Similarly, a new estimate of the US’ Gross Domestic Product (GDP) score came in at an optimistic 1.1%, beating out the expected 1.0%. However, this score could have little relevance going forward if June and July’s GDP reflects Brexit-related unease in the global market.
US markets are also anxious about the Federal Reserve’s near future.
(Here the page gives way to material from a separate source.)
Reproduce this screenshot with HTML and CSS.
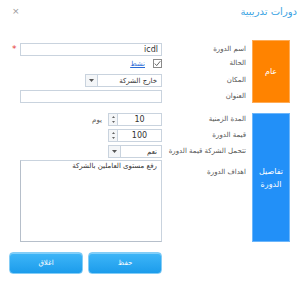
FILE: index.html
```html
<!DOCTYPE html>
<html lang="ar" dir="rtl">
<head>
  <meta charset="UTF-8" />
  <title>دورات تدريبية</title>
  <link rel="stylesheet" href="styles.css">
</head>
<body>
  <div class="dialog">
    <div class="header">
      <span class="title">دورات تدريبية</span>
      <span class="close">&times;</span>
    </div>

    <div class="section general">
      <div class="tab orange">عام</div>

      <label class="lbl">اسم الدورة</label>
      <div class="field">
        <input class="txt wide" type="text" value="icdl">
        <span class="req">*</span>
      </div>

      <label class="lbl">الحالة</label>
      <div class="field">
        <span class="check">
          <svg width="7" height="7" viewBox="0 0 7 7"><path d="M0.8 3.6 L2.7 5.6 L6.3 1.2" fill="none" stroke="#555" stroke-width="0.9"/></svg>
        </span>
        <a class="link" href="#">نشط</a>
      </div>

      <label class="lbl">المكان</label>
      <div class="field">
        <div class="combo place">
          <span class="val">خارج الشركة</span>
          <span class="drop"><svg width="5" height="3" viewBox="0 0 5 3"><path d="M0 0 H5 L2.5 3 Z" fill="#555"/></svg></span>
        </div>
      </div>

      <label class="lbl">العنوان</label>
      <div class="field">
        <input class="txt wide" type="text" value="">
      </div>
    </div>

    <div class="section details">
      <div class="tab blue">تفاصيل<br>الدورة</div>

      <label class="lbl">المدة الزمنية</label>
      <div class="field">
        <div class="spin">
          <span class="num">10</span>
          <span class="arrows">
            <svg width="3" height="7" viewBox="0 0 3 7"><path d="M0 2 L1.5 0 L3 2 Z M0 5 L1.5 7 L3 5 Z" fill="#666"/></svg>
          </span>
        </div>
        <span class="unit">يوم</span>
      </div>

      <label class="lbl">قيمة الدورة</label>
      <div class="field">
        <div class="spin">
          <span class="num">100</span>
          <span class="arrows">
            <svg width="3" height="7" viewBox="0 0 3 7"><path d="M0 2 L1.5 0 L3 2 Z M0 5 L1.5 7 L3 5 Z" fill="#666"/></svg>
          </span>
        </div>
      </div>

      <label class="lbl">تتحمل الشركة قيمة الدورة</label>
      <div class="field">
        <div class="combo small">
          <span class="val">نعم</span>
          <span class="drop"><svg width="5" height="3" viewBox="0 0 5 3"><path d="M0 0 H5 L2.5 3 Z" fill="#555"/></svg></span>
        </div>
      </div>

      <label class="lbl top">اهداف الدورة</label>
      <div class="field">
        <textarea class="area">رفع مستوى العاملين بالشركة</textarea>
      </div>
    </div>

    <div class="actions">
      <button class="btn">حفظ</button>
      <button class="btn">اغلاق</button>
    </div>
  </div>
</body>
</html>
```

FILE: styles.css
```css
html, body {
  margin: 0;
  padding: 0;
  background-color: #fff;
  overflow: hidden;
}

body {
  font-family: "DejaVu Sans", sans-serif;
  font-size: 7px;
  color: #444;
  width: 300px;
  height: 290px;
}

.header {
  display: flex;
  justify-content: space-between;
  align-items: center;
  height: 20px;
  padding: 1px 3px 0 12px;
  margin-bottom: 19px;
}

.title {
  font-size: 10px;
  color: #3aa3e3;
}

.close {
  font-size: 9px;
  color: #999;
}

.section {
  display: grid;
  grid-template-columns: 38px 90px 142px;
  padding-right: 10px;
}

.general {
  grid-template-rows: 16px 14px 17px 16px;
}

.details {
  margin-top: 10px;
  grid-template-rows: 13px 16px 16px 84px;
}

.tab {
  grid-column: 1;
  grid-row: 1 / -1;
  display: flex;
  align-items: center;
  justify-content: center;
  text-align: center;
  color: #fff;
  font-size: 8px;
  line-height: 13px;
  box-sizing: border-box;
}

.orange {
  background-color: #ff8300;
  border: 1px solid #ffab55;
}

.blue {
  background-color: #2290f8;
  border: 1px solid #6cb6fb;
}

.lbl {
  grid-column: 2;
  align-self: end;
  line-height: 13px;
  padding-right: 6px;
  color: #555;
  white-space: nowrap;
}

.lbl.top {
  align-self: start;
  padding-top: 8px;
}

.field {
  grid-column: 3;
  align-self: end;
  display: flex;
  align-items: center;
  height: 13px;
  position: relative;
}

.details .field:last-of-type {
  height: auto;
}

.txt {
  box-sizing: border-box;
  height: 13px;
  border: 1px solid #c9d3de;
  padding: 0 3px;
  font-family: "DejaVu Sans", sans-serif;
  font-size: 8px;
  color: #333;
  outline: none;
  direction: rtl;
}

.wide {
  width: 142px;
}

.req {
  position: absolute;
  left: -8px;
  top: 1px;
  color: #e53935;
  font-size: 9px;
}

.check {
  box-sizing: border-box;
  width: 9px;
  height: 9px;
  border: 1px solid #8a8a8a;
  background-color: #fff;
  display: flex;
  align-items: center;
  justify-content: center;
}

.link {
  color: #2a6ad6;
  margin-right: 8px;
  font-size: 7px;
}

.combo {
  box-sizing: border-box;
  height: 13px;
  border: 1px solid #c9d3de;
  display: flex;
  align-items: center;
  background-color: #fff;
}

.place {
  width: 77px;
}

.small {
  width: 54px;
}

.val {
  flex: 1;
  padding-right: 4px;
  color: #333;
}

.drop, .arrows {
  width: 11px;
  height: 100%;
  border-right: 1px solid #c9d3de;
  background-color: #f4f6f8;
  display: flex;
  align-items: center;
  justify-content: center;
}

.arrows {
  width: 8px;
}

.spin {
  box-sizing: border-box;
  width: 54px;
  height: 13px;
  border: 1px solid #c9d3de;
  display: flex;
  align-items: center;
  font-size: 8px;
}

.num {
  flex: 1;
  text-align: center;
  color: #333;
}

.unit {
  margin-right: 6px;
  color: #555;
}

.area {
  box-sizing: border-box;
  width: 142px;
  height: 82px;
  border: 1px solid #c9d3de;
  border-left-color: #b6bfca;
  border-bottom-color: #b6bfca;
  resize: none;
  padding: 1px 4px;
  font-family: "DejaVu Sans", sans-serif;
  font-size: 7px;
  color: #333;
  outline: none;
}

.actions {
  display: flex;
  gap: 5px;
  padding-right: 138px;
  margin-top: 10px;
}

.btn {
  width: 74px;
  height: 22px;
  border: 1px solid #84cdf6;
  border-radius: 4px;
  background: linear-gradient(#3fb6f8, #1c9ceb);
  box-shadow: inset 0 1px 0 rgba(255,255,255,0.35);
  color: #fff;
  font-family: "DejaVu Sans", sans-serif;
  font-size: 7px;
  padding: 0;
  cursor: pointer;
}
```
Fed rate hike bets have been wound back considerably, which has also put a dampener on US Dollar sentiment.
GBP to USD Forecast to Drop on Brexit Developments
While markets took a breather from the Pound selloff on Tuesday and Wednesday, markets appear primed to sell Sterling in droves once again depending on how the Brexit scenario develops.
Joshua Mahoney, market analyst at IG, commented on the market’s recovery;
‘The big question is whether the worst is over, and the answer is unlikely to be yes.
Sentiment is almost entirely dictated by unknown quantities for the coming months and even years, where the next major event coming when or if article 50 is enacted.
As such, having such a long period with this colossal cloud hanging over financial markets will be unlikely to help confidence and risk appetite.’
The focus is currently on the Conservative Party’s leadership, with MPs set to debate over who is to be Prime Minister David Cameron’s successor.
Once a successor is decided (which may not be until September), they are highly expected to indicate when they will be activating Article 50 and begin the EU withdrawal process.
Central banks are also being given the eye around the world, with the Bank of England (BoE) and Federal Reserve among them. The BoE is widely expected to be preparing easing measures for the UK economy in the face of the market shock that the Brexit brought on.
The Federal Reserve is likely to dampen hopes that investors shared earlier in June. Economists had previously expected the Fed to hike the key US interest rate twice more in 2016, but now most bets hedge towards only one. Some bears even suggest a cut may be on the cards, depending on the severity of Brexit shockwaves.
At the time of writing, the GBP to USD exchange rate trended in the region of 1.3420, while the USD to GBP exchange rate traded at around 0.7450.